The NRL also removed Head of Football Graham Annesley’s weekly media appearance, removing the media’s ability to discuss set restarts and the havoc they wreak with the man in charge of them.
Then, they sent a passive aggressive letter to broadcasters suggesting that they no longer talk about the rules, with Phil Gould performatively walking off Channel 9’s 100% Footy when talk questioned about set restarts.
Gus is both a media commentator and the Canterbury Bulldogs General Manager of Football – why not, it’s rugby league! – and clearly wanted to make a point about the gag order in place. It was, in his own way, the Jose Mourinho ‘If I speak I am in big trouble’ meme.
Perhaps football is a good metaphor for this whole farrago.
Their rules are generally been a lot more vague than rugby league, but the introduction of VAR brought scrutiny on the minutiae to the point where the fabric of the game changed.

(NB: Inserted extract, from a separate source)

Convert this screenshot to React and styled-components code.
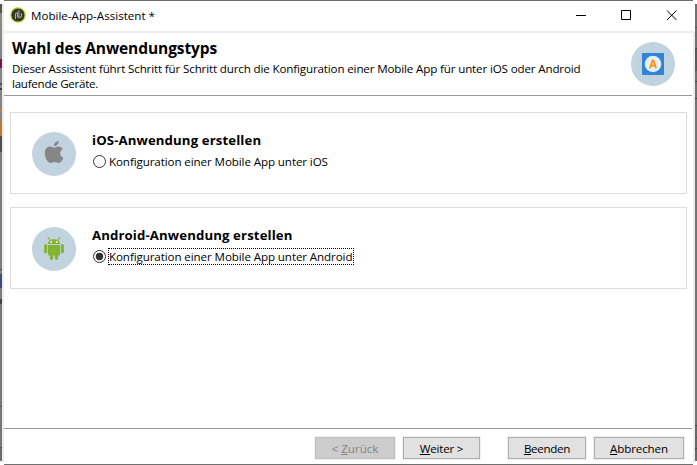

Pre VAR, it was often said on commentary that a penalty could be given on every corner if so desired, such was the level of jostling and shirt holding, only for intrusive video to go right ahead and prove it.
A similar heuristic could apply to the ruck in rugby league, where countless unseen acts go on in an attempt to slow (or speed) up the play the ball.
This isn’t the officials’ fault, by the way. We used to have two refs, one to do the ruck and one to do everything else, but now we have one and they have to do twice as much, with someone second guessing them in their ear the whole time.
At a time when we put more emphasis on the speed of the game than ever, and when we scrutinise certain decisions like never before, the decision making has gone back to that of one person from ten metres away.
Then, we ignore what happens anyway. Once upon a time we stopped to look at holding down penalties, slow releases and flops, but now, with a wave of a hand, on we go. If a try happens in the next set, the existence of that set never gets a discussion.
Accepting mistakes is not in the PVL playbook, so it is highly unlikely anything will change.
Internally, Graham Annesley’s phone will be running off the hook with 17 coaches asking him to explain what it is that they actually need to train to be successful under this framework.
For us external fans, just like those on the field, it’ll be play on, back to the start, please don’t ask any questions.